Requirements
All the data should be repeated exactly. Any image in it is left out.

Provided material
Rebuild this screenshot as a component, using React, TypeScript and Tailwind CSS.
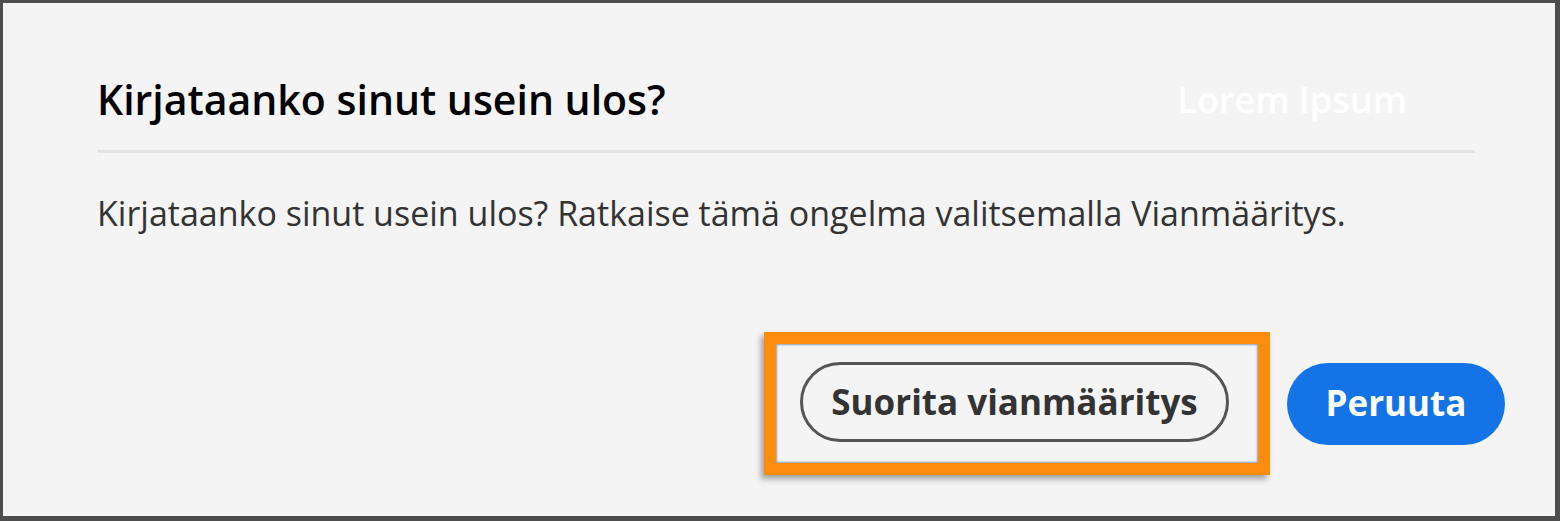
export default function App() {
    return (
        <div
            className="w-[1560px] h-[521px] bg-[#f4f4f4] border-t-[3px] border-l-[3px] border-r-[5px] border-b-[5px] border-[#4d4d4d] flex flex-col"
            style={{ fontFamily: '"Open Sans", "Noto Sans", sans-serif' }}
        >
            <div className="pl-[94px] pr-[80px] pt-[71px]">
                {/* Header */}
                <div className="flex items-center justify-between h-[52px]">
                    <h1 className="text-[41px] font-semibold text-black">Kirjataanko sinut usein ulos?</h1>
                    <span className="text-[36px] font-semibold text-white mr-[68px]">Lorem Ipsum</span>
                </div>
                <div className="mt-[24px] h-[3px] bg-[#e4e4e4]" />

                {/* Body */}
                <p className="mt-[40px] text-[34px] leading-[40px] text-[#333]">
                    Kirjataanko sinut usein ulos? Ratkaise tämä ongelma valitsemalla Vianmääritys.
                </p>
            </div>

            {/* Actions */}
            <div className="flex items-center justify-end gap-[17px] pr-[50px] mt-[99px]">
                <div className="border-[12px] border-[#fb8c0c] pl-[24px] pr-[29px] pt-[18px] pb-[21px] shadow-[inset_0_0_2px_1px_rgba(80,100,130,0.6),-3px_4px_6px_rgba(0,0,0,0.35)]">
                    <button className="h-[80px] w-[429px] rounded-full border-[3px] border-[#555] text-[35px] font-bold text-[#333]">
                        Suorita vianmääritys
                    </button>
                </div>
                <button className="h-[82px] w-[218px] rounded-full bg-[#1473e6] text-[35px] font-bold text-white">
                    Peruuta
                </button>
            </div>
        </div>
    )
}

Answer to this exercise
Rebuild this screenshot as a component, using React, TypeScript and Tailwind CSS.
export default function App() {
    return (
        <div
            className="w-[1560px] h-[521px] bg-[#f4f4f4] border-t-[3px] border-l-[3px] border-r-[5px] border-b-[5px] border-[#4d4d4d] flex flex-col"
            style={{ fontFamily: '"Open Sans", "Noto Sans", sans-serif' }}
        >
            <div className="pl-[94px] pr-[80px] pt-[71px]">
                {/* Header */}
                <div className="flex items-center justify-between h-[52px]">
                    <h1 className="text-[41px] font-semibold text-black">Kirjataanko sinut usein ulos?</h1>
                    <span className="text-[36px] font-semibold text-white mr-[68px]">Lorem Ipsum</span>
                </div>
                <div className="mt-[24px] h-[3px] bg-[#e4e4e4]" />

                {/* Body */}
                <p className="mt-[40px] text-[34px] leading-[40px] text-[#333]">
                    Kirjataanko sinut usein ulos? Ratkaise tämä ongelma valitsemalla Vianmääritys.
                </p>
            </div>

            {/* Actions */}
            <div className="flex items-center justify-end gap-[17px] pr-[50px] mt-[99px]">
                <div className="border-[12px] border-[#fb8c0c] pl-[24px] pr-[29px] pt-[18px] pb-[21px] shadow-[inset_0_0_2px_1px_rgba(80,100,130,0.6),-3px_4px_6px_rgba(0,0,0,0.35)]">
                    <button className="h-[80px] w-[429px] rounded-full border-[3px] border-[#555] text-[35px] font-bold text-[#333]">
                        Suorita vianmääritys
                    </button>
                </div>
                <button className="h-[82px] w-[218px] rounded-full bg-[#1473e6] text-[35px] font-bold text-white">
                    Peruuta
                </button>
            </div>
        </div>
    )
}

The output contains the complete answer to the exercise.